Je comprends maintenant France qui arrivait avec ses cheveux rouges punks au bureau à Victoria, juste devant les jardins de la Reine. Et qui inventait des histoires à n’en plus finir afin de rendre la vie plus attrayante, car la vie est d'une platitude extravagante. Je crois qu'elle et moi nous nous ressemblions, tous d'eux nous voulions de l'attention en inventant les plus sordides histoires qui parcouraient les six étages chaque matin. Heureusement, où je travaille maintenant, bien que les rumeurs continuent de circuler, le tout ne franchit que deux étages. Et tout de même, cela prend des semaines avant que tous sachent ce qui se passe dans ma vie.

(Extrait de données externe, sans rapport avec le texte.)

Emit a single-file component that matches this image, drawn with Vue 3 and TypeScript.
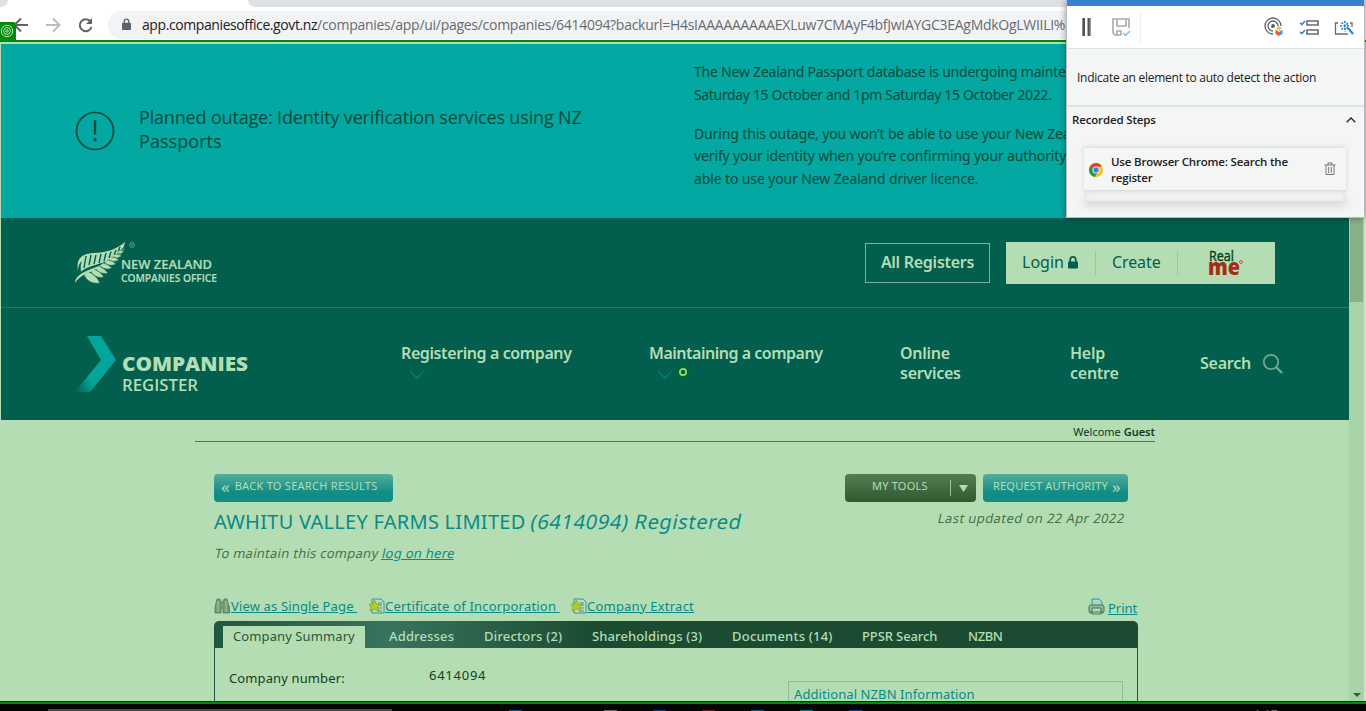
<script setup lang="ts">
interface Tab { label: string; left: number; width: number; spacing: number }

const tabs: Tab[] = [
  { label: 'Addresses', left: 389, width: 66, spacing: 0.15 },
  { label: 'Directors (2)', left: 484, width: 79, spacing: 0.2 },
  { label: 'Shareholdings (3)', left: 592, width: 112, spacing: 0.12 },
  { label: 'Documents (14)', left: 732, width: 101, spacing: 0.22 },
  { label: 'PPSR Search', left: 862, width: 76, spacing: -0.1 },
  { label: 'NZBN', left: 968, width: 35, spacing: -0.4 },
]
const gapBefore = (i: number): string => {
  const previousEnd = i === 0 ? 365 : tabs[i - 1].left + tabs[i - 1].width
  return `${tabs[i].left - previousEnd}px`
}
const lowerLeaflets = [
  'M9 34Q14 44 25 42Q21 34 14 31', 'M16 31Q21 38 29 36Q25 30 19 28', 'M21 28Q26 34 33 32Q29 27 24 25',
  'M25 25Q31 30 37 27Q33 23 28 22', 'M30 22Q35 26 41 23Q37 19 32 19', 'M34 19Q39 22 44 19Q41 16 36 16',
  'M38 16Q43 18 47 15Q44 13 40 13', 'M42 12Q46 14 49 10Q46 9 43 10',
]
</script>

<template>
  <div class="screen">
    <header class="browser">
      <div class="strip"><i class="strip-left"></i><i class="active-tab"></i><i class="strip-rest"></i></div>
      <div class="toolbar">
        <svg class="nav-icons" width="96" height="20" viewBox="0 0 96 20" fill="none" stroke="#5f6368" stroke-width="2">
          <path d="M16 10H3M9 3.500L2.500 10L9 16.500" />
          <path d="M34 10H47M41 3.500L47.500 10L41 16.500" stroke="#babcbe" />
          <path d="M78.500 6.500A6 6 0 1 0 79.500 12" /><path d="M80 3V9H74Z" fill="#5f6368" stroke="none" />
        </svg>
        <div class="address">
          <svg width="9" height="13" viewBox="0 0 10 14"><path d="M2.500 6V3.500a2.500 2.500 0 0 1 5 0V6" fill="none" stroke="#5f6368" stroke-width="1.500" /><rect y="5" width="10" height="8" rx="1" fill="#5f6368" /></svg>
          <span class="url"><b>app.companiesoffice.govt.nz</b>/companies/app/ui/pages/companies/6414094?backurl=H4sIAAAAAAAAAEXLuw7CMAyF4bfJwIAYGC3EAgMdkOgLWIILI%</span>
        </div>
      </div>
    </header>
    <div class="target-badge">
      <svg width="14" height="14" viewBox="0 0 14 14" fill="none" stroke="#b9e3ba"><circle cx="7" cy="7" r="5.700" /><circle cx="7" cy="7" r="3.400" /><circle cx="7" cy="7" r="1.200" /></svg>
    </div>

    <div class="viewport">
      <main class="page">
        <section class="banner">
          <svg class="alert" width="40" height="40" viewBox="0 0 40 40" fill="none" stroke="#064b39" stroke-width="1.700"><circle cx="20" cy="20" r="18.500" /><path d="M20 9V23.500" stroke-width="2.400" /><circle cx="20" cy="28.700" r="1.600" fill="#064b39" stroke="none" /></svg>
          <h2>Planned outage: Identity verification services using NZ<br><span>Passports</span></h2>
          <div class="notice">
            <p><span class="n1">The New Zealand Passport database is undergoing mainte</span><br><span class="n2">Saturday 15 October and 1pm Saturday 15 October 2022.</span></p>
            <p><span class="n3">During this outage, you won’t be able to use your New Zea</span><br><span class="n4">verify your identity when you’re confirming your authority</span><br><span class="n5">able to use your New Zealand driver licence.</span></p>
          </div>
        </section>

        <section class="office">
          <svg class="office-logo" width="146" height="46" viewBox="0 0 146 46" fill="#b4ddb4">
            <g>
              <path d="M0 42C0 36 6 32 16 28Q42 19 50 6Q45 18 32 24C17 31 5 33 0 42Z" />
              <path d="M3 30C1 19 5 13 18 12C31 12 42 8 50 1Q49 7 46 10Q38 20 24 23Q9 27 6 31Q5 24 7 20Q3 23 3 30Z" />
              <path d="M9 27L11 15M14 24L16 14M19 23L21 14M24 22L26 13M29 20L31 12M34 17L36 10.500M39 14L41 9M43 11L45 6" fill="none" stroke="#025e4d" stroke-width="1.400" />
              <path d="M6 31C17 23 39 23 48 7" fill="none" stroke="#025e4d" stroke-width=".700" />
              <path v-for="d in lowerLeaflets" :key="d" :d="d" stroke="#025e4d" stroke-width=".500" />
            </g>
            <circle cx="57" cy="4" r="2.400" fill="none" stroke="#75ad91" stroke-width=".800" /><path d="M56 4H58" stroke="#75ad91" />
            <text x="46" y="28" textLength="91" lengthAdjust="spacingAndGlyphs" class="logo-text">NEW ZEALAND</text>
            <text x="46" y="41" textLength="96" lengthAdjust="spacingAndGlyphs" class="logo-small">COMPANIES OFFICE</text>
          </svg>
          <a class="registers">All Registers</a>
          <div class="account">
            <a class="login">Login <svg width="10" height="13" viewBox="0 0 10 13"><path d="M2.200 6V3.700a2.800 2.800 0 0 1 5.600 0V6" fill="none" stroke="#025e4d" stroke-width="1.700" /><rect y="5.500" width="10" height="7" rx="1" fill="#025e4d" /></svg></a>
            <a class="create">Create</a>
            <svg class="realme" width="36" height="30" viewBox="0 0 36 30"><text x="-1" y="13" textLength="25" lengthAdjust="spacingAndGlyphs" class="real">Real</text><text x="-2" y="27" textLength="32" lengthAdjust="spacingAndGlyphs" class="me">me</text><circle cx="31" cy="14" r="1.500" fill="none" stroke="#b66a43" /></svg>
          </div>
        </section>

        <nav class="menu">
          <svg class="register-logo" width="175" height="60" viewBox="0 0 175 60">
            <defs><linearGradient id="arrow" x1="0" y1="1" x2="1" y2="0"><stop offset="0" stop-color="#025e4d" /><stop offset=".300" stop-color="#04a69c" /><stop offset="1" stop-color="#02a59c" /></linearGradient></defs>
            <path d="M12 1H26L41 25L15 57H0L26 25Z" fill="url(#arrow)" />
            <text x="47" y="36" textLength="126" lengthAdjust="spacingAndGlyphs" class="companies">COMPANIES</text><text x="47" y="56" textLength="76" lengthAdjust="spacingAndGlyphs" class="register">REGISTER</text>
          </svg>
          <a class="m1">Registering a company<svg width="16" height="10" viewBox="0 0 16 10"><path d="M1 1L8 8L15 1" fill="none" stroke="#048071" stroke-width="1.300" /></svg></a>
          <a class="m2">Maintaining a company<svg width="34" height="10" viewBox="0 0 34 10"><path d="M1 1L8 8L15 1" fill="none" stroke="#048071" stroke-width="1.300" /><path d="M26-5L33 2L26 9L19 2Z" fill="#047000" /><circle cx="26" cy="2" r="3.100" fill="none" stroke="#9bcaaa" stroke-width="1.800" /></svg></a>
          <a class="m3">Online<br>services</a>
          <a class="m4">Help<br>centre</a>
          <a class="m5">Search</a>
          <svg class="magnifier" width="22" height="22" viewBox="0 0 22 22" fill="none" stroke="#6faa8f" stroke-width="1.800"><circle cx="9" cy="9" r="7.200" /><path d="M14 14L20 20" stroke-width="2.400" /></svg>
        </nav>

        <section class="content">
          <div class="welcome"><span>Welcome <b>Guest</b></span></div>
          <div class="actions">
            <a class="button back"><i>«</i><span>BACK TO SEARCH RESULTS</span></a>
            <a class="button tools"><span>MY TOOLS</span><svg width="20" height="16" viewBox="0 0 20 16"><path d="M.500 0V16" stroke="#9dc89d" /><path d="M9 5H18L13.500 12Z" fill="#b4ddb4" /></svg></a>
            <a class="button authority"><span>REQUEST AUTHORITY</span><i>»</i></a>
          </div>
          <div class="heading"><h1>AWHITU VALLEY FARMS LIMITED <em>(6414094) Registered</em></h1><em class="updated">Last updated on 22 Apr 2022</em></div>
          <p class="maintain"><span>To maintain this company <u>log on here</u></span></p>
          <div class="links">
            <svg width="16" height="16" viewBox="0 0 16 16"><path d="M3 1H6L7 4H9L10 1H13L14 5L15.500 9V15H9V10H7V15H1V9Z" fill="#6f9b75" stroke="#527c59" stroke-width=".800" /><path d="M4 3V14M12 3V14" stroke="#95bd97" stroke-width="1.500" /></svg>
            <u class="l1">View as Single Page&nbsp;</u>
            <svg width="16" height="16" viewBox="0 0 16 16"><path d="M3 1H12L15 4V15H3Z" fill="#b5ddc7" stroke="#428f92" /><path d="M9 5H13M10 7H13M10 10H13M8 13H13" stroke="#489799" /><path d="M5.500 2L7.500 6L11 6.500L9 9L10 13L5.500 11L1 13L2 9L0 6.500L3.500 6Z" fill="#b0cd22" stroke="#819f22" stroke-width=".700" /></svg>
            <u class="l2">Certificate of Incorporation&nbsp;</u>
            <svg width="16" height="16" viewBox="0 0 16 16"><path d="M3 1H12L15 4V15H3Z" fill="#b5ddc7" stroke="#428f92" /><path d="M9 5H13M10 7H13M10 10H13M8 13H13" stroke="#489799" /><path d="M5.500 2L7.500 6L11 6.500L9 9L10 13L5.500 11L1 13L2 9L0 6.500L3.500 6Z" fill="#b0cd22" stroke="#819f22" stroke-width=".700" /></svg>
            <u class="l3">Company Extract</u>
            <svg class="printer" width="17" height="17" viewBox="0 0 17 17"><path d="M4 7V1H11L14 4V8" fill="#a4d8c8" stroke="#458d8d" /><rect x="1" y="7" width="15" height="8" rx="2" fill="#8fbc91" stroke="#447850" /><path d="M4 10H13V16H4Z" fill="#b3dcb8" stroke="#44756b" /><path d="M2 14H15" stroke="#497a50" /></svg>
            <u class="print">Print</u>
          </div>
          <div class="tabbar"><a class="selected"><span>Company Summary</span></a><a v-for="(tab, i) in tabs" :key="tab.label" class="tab" :style="{ width: `${tab.width}px`, marginLeft: gapBefore(i), letterSpacing: `${tab.spacing}px` }">{{ tab.label }}</a></div>
          <div class="summary"><span class="label">Company number:</span><span class="number">6414094</span><div class="nzbn">Additional NZBN Information</div></div>
        </section>
      </main>
      <aside class="scrollbar"><i class="thumb"></i><i class="arrow-down"></i></aside>
    </div>
    <div class="frame-bottom"></div>
    <footer class="taskbar"><i class="search-box"></i><i class="app cyan"></i><i class="app grey"></i><i class="app navy"></i><i class="app red"></i><i class="app blue"></i><i class="app teal"></i><i class="app navy last"></i><span>1:17 pm</span></footer>

    <aside class="recorder">
      <div class="titlebar"></div>
      <div class="tools-row">
        <svg width="297" height="42" viewBox="0 0 297 42" fill="none">
          <path d="M16.500 12V30M22 12V30" stroke="#545454" stroke-width="3" /><path d="M15.500 12V30M23 12V30" stroke="#888" stroke-width="1" />
          <path d="M54 29H48L46 27V13H62V22M50 13V20H59V13M50 29V25H54V29" stroke="#aaa" stroke-width="1.600" /><path d="M56 27L58.500 29.500L63 25" stroke="#87b9e9" stroke-width="1.500" /><path d="M73.500 5V37" stroke="#eee" />
          <g stroke="#606060" stroke-width="1.300"><path d="M214 20A8 8 0 1 0 206 28" /><path d="M211 20A5 5 0 1 0 206 25" /><circle cx="206" cy="20" r="1.300" fill="#606060" /></g>
          <path d="M212 20L215 22L212 25L209 22Z" fill="#f4c052" /><path d="M208.500 23.500L212 26V30L208.500 28Z" fill="#ec5742" /><path d="M215.500 23.500L212 26V30L215.500 28Z" fill="#36a2df" />
          <path d="M240 15H251V19H240ZM240 24H251V28H240Z" stroke="#6a6a6a" stroke-width="1.600" /><path d="M233 17L235 18.500L238 15M233 26L235 27.500L238 24" stroke="#3482cf" stroke-width="1.600" />
          <path d="M271 17H268.500V28H281M283 17H285V21" stroke="#666b73" stroke-width="1.300" /><path d="M278 15V26M273 20H283M274.500 16.500L281.500 23.500M274.500 23.500L281.500 16.500" stroke="#2380d4" stroke-width="1.700" stroke-dasharray="2 1.500" /><path d="M281 22L286 28" stroke="#2380d4" stroke-width="2" />
        </svg>
      </div>
      <div class="instruction">Indicate an element to auto detect the action</div>
      <div class="steps-title"><span>Recorded Steps</span><svg width="10" height="6" viewBox="0 0 10 6"><path d="M.700 5.300L5 1L9.300 5.300" fill="none" stroke="#222" stroke-width="1.300" /></svg></div>
      <div class="step-wrap">
        <div class="step">
          <svg width="14" height="14" viewBox="0 0 14 14"><circle cx="7" cy="7" r="7" fill="#fbc116" /><path d="M7 7L.900 3.500A7 7 0 0 1 13 3.600H7Z" fill="#e33b2e" /><path d="M7 7L.900 3.500A7 7 0 0 0 6 13.900L9 8Z" fill="#219b49" /><circle cx="7" cy="7" r="3.500" fill="#fff" /><circle cx="7" cy="7" r="2.700" fill="#3d7de8" /></svg>
          <span>Use Browser Chrome: Search the<br>register</span>
          <svg class="trash" width="12" height="14" viewBox="0 0 12 14" fill="none" stroke="#777"><path d="M.500 3H11.500M4 3V1H8V3M2 3V12.500H10V3M4.700 5V11M7.300 5V11" /></svg>
        </div>
        <div class="step-space"></div>
      </div>
    </aside>
  </div>
</template>

<style>
body { margin: 0; overflow: hidden; }
</style>
<style scoped>
* { box-sizing: border-box; }
.screen { position: relative; width: 1366px; height: 711px; overflow: hidden; background: #b4ddb4; font-family: "Noto Sans", sans-serif; white-space: nowrap; }
.browser { height: 40px; background: #fff; }
.strip { height: 7px; display: flex; background: #fff; }
.strip-left { width: 8px; height: 7px; background: #dee1e6; border-bottom-right-radius: 7px; }
.active-tab { width: 240px; }
.strip-rest { flex: 1; background: #dee1e6; border-bottom-left-radius: 7px; }
.toolbar { height: 33px; display: flex; align-items: center; padding-top: 4px; }
.nav-icons { margin: 0 2px 2px 12px; }
.address { width: 1200px; height: 28px; display: flex; align-items: center; gap: 11px; padding-left: 14px; margin: 0 0 2px -2px; background: #f1f3f4; border-radius: 14px; }
.url { font: 14px "Open Sans", sans-serif; color: #686b70; letter-spacing: -.28px; }
.url b { font-weight: 400; color: #202124; letter-spacing: -.41px; }
.target-badge { position: absolute; left: 0; top: 22px; width: 16px; height: 19px; padding: 0 2px 1px 0; background: #008a0e; border-radius: 0 3px 0 0; display: flex; align-items: center; justify-content: center; }
.viewport { height: 661px; display: flex; border-top: 2px solid #008a0e; }
.page { width: 1349px; height: 659px; border-top: 2px solid #b4ddb4; border-left: 1px solid #b4ddb4; overflow: hidden; }
.scrollbar { width: 17px; padding: 0 2px 4px; background: #a9d3a9; display: flex; flex-direction: column; align-items: center; justify-content: space-between; border-right: 2px solid #c4e8c4; }
.thumb { width: 13px; height: 260px; background: #89b089; }
.arrow-down { border-left: 4px solid transparent; border-right: 4px solid transparent; border-top: 4px solid #315f31; }
.banner { height: 174px; background: #03a8a2; color: #064b39; display: flex; }
.alert { margin: 67px 0 0 74px; }
.banner h2 { margin: 61px 0 0 24px; width: 555px; font: 400 18px/24px "Open Sans", sans-serif; letter-spacing: -.17px; }
.banner h2 span { letter-spacing: .05px; }
.notice { padding-top: 17px; font-size: 14px; line-height: 22.600px; }
.notice p { margin: 0 0 16.500px; }
.n1 { letter-spacing: -.22px; }
.n2 { letter-spacing: -.34px; }
.n3, .n4 { letter-spacing: -.13px; }
.n5 { letter-spacing: -.12px; }
.office { height: 90px; background: #025e4d; border-bottom: 1px solid #317359; display: flex; }
.office-logo { margin: 23px 0 0 74px; }
.logo-text { font: 600 12px "Open Sans"; stroke: #b4ddb4; stroke-width: .2; }
.logo-small { font: 600 10.500px "Open Sans"; stroke: #b4ddb4; stroke-width: .2; }
.registers { margin: 25px 16px 0 644px; width: 125px; height: 40px; border: 1px solid #79b398; color: #b4ddb4; text-align: center; font: 600 16px/37px "Noto Sans"; letter-spacing: -.27px; }
.account { width: 269px; height: 42px; margin-top: 24px; background: #b4ddb4; display: flex; align-items: center; color: #025e4d; font-size: 16px; }
.login { width: 90px; height: 24px; padding-left: 16px; border-right: 1px solid #99c7a0; line-height: 22px; }
.login svg { margin-bottom: -1px; }
.create { width: 82px; height: 24px; padding-left: 16px; border-right: 1px solid #99c7a0; line-height: 22px; letter-spacing: -.1px; }
.realme { margin-left: 32px; overflow: visible; }
.real { font: 15px "Open Sans"; fill: #073e17; stroke: #073e17; stroke-width: .4; }
.me { font: 800 23px "Open Sans"; fill: #a72c11; }
.menu { height: 112px; background: #025e4d; display: flex; color: #b4ddb4; font-weight: 600; font-size: 16px; line-height: 20px; letter-spacing: -.25px; }
.register-logo { margin: 27px 1px 0 74px; }
.companies { font: 800 20px "Open Sans"; fill: #b4ddb4; letter-spacing: 0; }
.register { font: 600 16px "Open Sans"; fill: #b4ddb4; letter-spacing: 0; }
.menu a { margin-top: 35px; }
.menu a svg { display: block; margin: 7px 0 0 8px; overflow: visible; }
.menu .m1 { width: 248px; margin-left: 150px; letter-spacing: -.4px; }
.m2 { width: 251px; letter-spacing: -.48px; }
.m3 { width: 170px; }
.m4 { width: 130px; }
.menu .m5 { width: 63px; margin-top: 45px; }
.magnifier { margin: 45px 0 0 -1px; }
.content { padding-left: 194px; }
.welcome { width: 960px; height: 22px; border-bottom: 1px solid #497f52; text-align: right; font-size: 11px; line-height: 24px; color: #10371c; }
.welcome b { font-weight: 600; }
.actions { padding: 32px 0 0 19px; display: flex; }
.button { height: 28px; border-radius: 4px; background: linear-gradient(#52ae9a, #118d86 65%); color: #b4ddb4; font-size: 11px; line-height: 24px; display: flex; }
.button i { font-style: normal; font-size: 17px; line-height: 25px; }
.back { width: 179px; padding-left: 7px; gap: 5px; }
.back span { letter-spacing: .28px; }
.tools { width: 131px; margin-left: 452px; padding-left: 27px; gap: 22px; background: linear-gradient(#527e54, #32582f); }
.tools span { letter-spacing: .22px; }
.tools svg { margin-top: 6px; }
.authority { width: 145px; margin-left: 7px; padding-left: 10px; gap: 4px; }
.authority span { letter-spacing: .2px; }
.heading { display: flex; height: 40px; padding-left: 19px; color: #078b88; }
h1 { width: 724px; margin: 6px 0 0; font-size: 20px; line-height: 28px; font-weight: 400; letter-spacing: .27px; }
h1 em { display: inline-block; font-style: normal; transform: skewX(-12deg); letter-spacing: .65px; }
.updated { margin-top: 6px; font-size: 13px; line-height: 21px; color: #467348; letter-spacing: .42px; font-style: normal; height: 21px; transform: skewX(-12deg); }
.maintain { margin: 0 0 0 20px; font-size: 13px; line-height: 23px; color: #467348; letter-spacing: .27px; }
.maintain span { display: inline-block; transform: skewX(-12deg); }
.maintain u { color: #078b88; }
.links { display: flex; align-items: center; height: 30px; margin: 26px 0 0 19px; color: #078b88; font-size: 13px; }
.l1 { width: 139px; padding-left: 1px; letter-spacing: .15px; }
.l2 { width: 186px; letter-spacing: .2px; }
.l3 { width: 501px; letter-spacing: .22px; }
.print { margin: 3px 0 0 3px; }
.tabbar { width: 924px; height: 27px; margin-left: 19px; border-radius: 5px 5px 0 0; background: linear-gradient(90deg, #20583f 0, #38735e 19%, #1b4c31 41%); display: flex; align-items: flex-end; color: #b4ddb4; font-size: 13px; line-height: 22px; }
.selected { width: 142px; height: 22px; margin-left: 9px; background: #b4ddb4; color: #275936; padding-left: 10px; line-height: 21px; letter-spacing: .1px; }
.tab { height: 23px; font-weight: 500; }
.summary { display: flex; width: 924px; height: 60px; margin-left: 19px; border: 1px solid #20583f; border-top: 0; padding-left: 14px; font-size: 13px; color: #163e20; }
.label { width: 200px; padding-top: 21px; letter-spacing: .12px; }
.number { width: 359px; padding-top: 18px; letter-spacing: .75px; }
.nzbn { width: 335px; height: 50px; margin-top: 33px; border: 1px solid #90bd94; padding: 3px 5px; color: #078b88; letter-spacing: .09px; }
.frame-bottom { height: 3px; border-top: 1px solid #063c09; background: #008a0e; }
.taskbar { height: 7px; background: #050506; display: flex; align-items: flex-end; }
.search-box { width: 344px; height: 2px; margin-left: 48px; background: #4c4949; }
.app { width: 13px; height: 1px; margin-left: 36px; background: #075677; }
.cyan { margin-left: 117px; }
.grey { margin-left: 82px; background: #666; }
.navy { margin-left: 36px; background: #073e78; }
.red { background: #631c1c; }
.teal { background: #087078; }
.taskbar span { height: 3px; overflow: hidden; margin-left: 392px; color: #666; font-size: 12px; line-height: 14px; }
.recorder { position: absolute; left: 1066px; top: 0; width: 299px; height: 218px; background: #f4f6f6; border: 1px solid #b8bcbc; border-top: 0; box-shadow: 0 0 7px rgba(0,0,0,.4); color: #202020; font: 12px "Open Sans", sans-serif; }
.titlebar { height: 6px; background: #3582d3; }
.tools-row { height: 43px; background: #fff; border-bottom: 1px solid #dfe3e3; }
.instruction { height: 58px; padding: 0 0 0 10px; line-height: 58px; border-bottom: 2px solid #dfe2e2; letter-spacing: -.27px; }
.steps-title { height: 25px; padding: 0 8px 0 5px; display: flex; justify-content: space-between; align-items: center; font-weight: 600; font-size: 11.500px; letter-spacing: -.15px; }
.step-wrap { margin: 16px 18px 0 17px; }
.step { height: 43px; display: flex; align-items: center; padding: 2px 10px 0 5px; gap: 8px; background: #f4f6f6; border-bottom: 1px solid #dfe1e1; box-shadow: 0 -1px 5px rgba(0,0,0,.13); font-weight: 600; font-size: 11.500px; line-height: 16px; letter-spacing: -.18px; }
.trash { margin-left: auto; margin-bottom: 2px; }
.step-space { height: 10px; box-shadow: inset 0 0 6px #ddd, 0 5px 9px rgba(0,0,0,.12); }
</style>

Mon Dieu, dans la dernière semaine j'ai été accusé d'incompétence et d'être tant en retard qu'ils allaient annuler ma dernière conférence. Et voilà qu'ils voulaient canceller également ma conférence à Prague à cause de nombre sans cesse très bas de délégués. Et la conférence d'avant, c'était la pire de toute l'année 1999. Et le pire de toute l'histoire est que je n'ai jamais arrêté de m'améliorer, sans cesse mes conférences sont meilleures que celles d'avant, et les conférenciers sont les plus élevés, les plus recherchés. Pourtant, parce que l'on me refile les pires sujets, les résultats en livres sterling vont en descendant alors que la qualité va en montant. Pourtant, cette qualité s'évanouit à travers l'échec. Pour une raison que je ne m'explique pas, la qualité ne paie pas. La merde attire l'argent, et je ne comprends pas cela, sinon que le bon peuple adore la merde. Nos pires conférences attirent 150 délégués chacune, mais je crois que seul le sujet fait la différence, et il faut avoir travaillé là longtemps pour finalement produire les sujets les plus courus. Alors, je m'imagine toute cette histoire à propos de la qualité, et dans le fond j'ignore de quoi je parle. Mais étrangement, j'ai tout de même ce sentiment que ce qui est jugé de qualité n'attire pas le monde. Alors la qualité à mon avis, c'est la facilité. Pourquoi se casser la tête à avoir 15 opérateurs de compagnies de téléphone alors que 15 manufacturiers attireront le reste des manufacturiers de l'industrie ? 15 opérateurs n'attirent point tant les délégués, sinon que l'argent des publicitaires, ça oui. Enfin, je pourrais m'asseoir ici à tenter de soulever le secret du succès des conférences, et justifier mes échecs lamentables, plutôt que de me concentrer sur les lois de la physique qui régissent l'univers, et c'est cela sans doute qui m'inquiète. Pourtant, j'irais peut-être perdre mon temps en physique et j'avoue qu'il s'agissait là d'une décision très difficile à prendre, retourner aux études pour prouver des théories qui ne font aucun sens, sans queue ni tête. Je suis fou, aucun doute. Tout le monde était contre cette idée, on ne saute pas de la littérature française à la physique, me disent-ils, pas à 27 ans, pas lorsque l'on a un emploi dans les conférences qui paie bien, pas lorsque l'on risque de demander de l'argent à sa famille et ses amis. Eh bien, je m'y aventure seul dans cette aventure, et si je crève de faim, ce sera une bonne chose, car ma diète est bien difficile à suivre.